The secret is out! From more than 50 entries, Outcasts United by Warren St. John was the book chosen for the 2012 First Year Reading Experience (FYRE). It’s a book the entire UTC campus can read and experience the true story of a soccer team of refugee teenage boys coached by a Jordanian-born woman in Clarkston, a small town outside Atlanta, Georgia.
“I love this book! I’m really enthusiastic about it and I hope you will be, too,” said Dr. Sara Jorgensen, Assistant Professor, African and World History, serves as chair of the FYRE committee. “This is not a feel-good book, but it is an inspiring book. It will make people think about a lot of important issues.”
Clarkston, Georgia, became an area for agencies to resettle refugees in the late 1980s and early 1990s. The Fugees soccer team brought together young men from many of the world’s hotspots. Their home countries included Congo, Sudan, Liberia, Bosnia, Afghanistan and Iraq.
Members of the UTC Women’s Soccer Team helped Dr. Phil Oldham unveil the book title to the UTC community.
“The First Year Reading Experience embraces two very important concepts: the power of words, creating thoughts and ideas and the power of community, where the action takes place,” Oldham explained.
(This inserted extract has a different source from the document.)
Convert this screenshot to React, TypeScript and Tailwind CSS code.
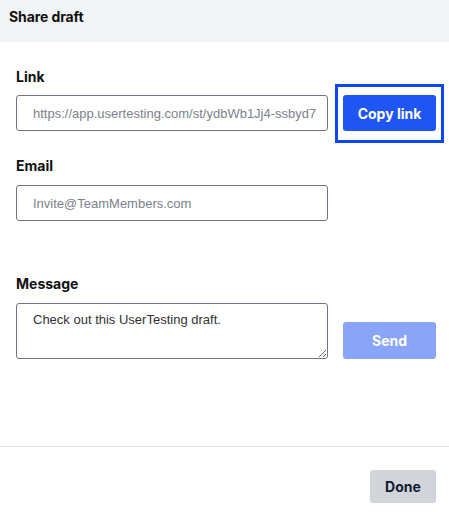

Earlier in the current academic year, the campus read The Boy Who Harnessed the Wind: Creating Currents of Electricity and Hope for the first-ever FYRE at UTC. Author William Kamkwamba came to campus and made several inspiring presentations.
For the 2012-13 academic year, the FYRE committee considered whether the book would appeal to a wide range of interests, experiences, and disciplinary perspectives. Jorgensen said the committee wanted a book that suggested different ways the UTC community could play with it and learn from it, and she assures this book will have people brainstorming.
Jorgensen encouraged faculty to use Outcasts United in the classroom. She also encouraged staff and students to think of interesting ways the book can be used.
“If new students see, hear and experience the book and the issues it raises being addressed from many different perspectives, that’s a very strong indicator of how a university at its best can work—as an interdisciplinary place where people with many kinds of expertise can engage with one another, challenge one another, and collaborate on tackling big questions,” Jorgensen said.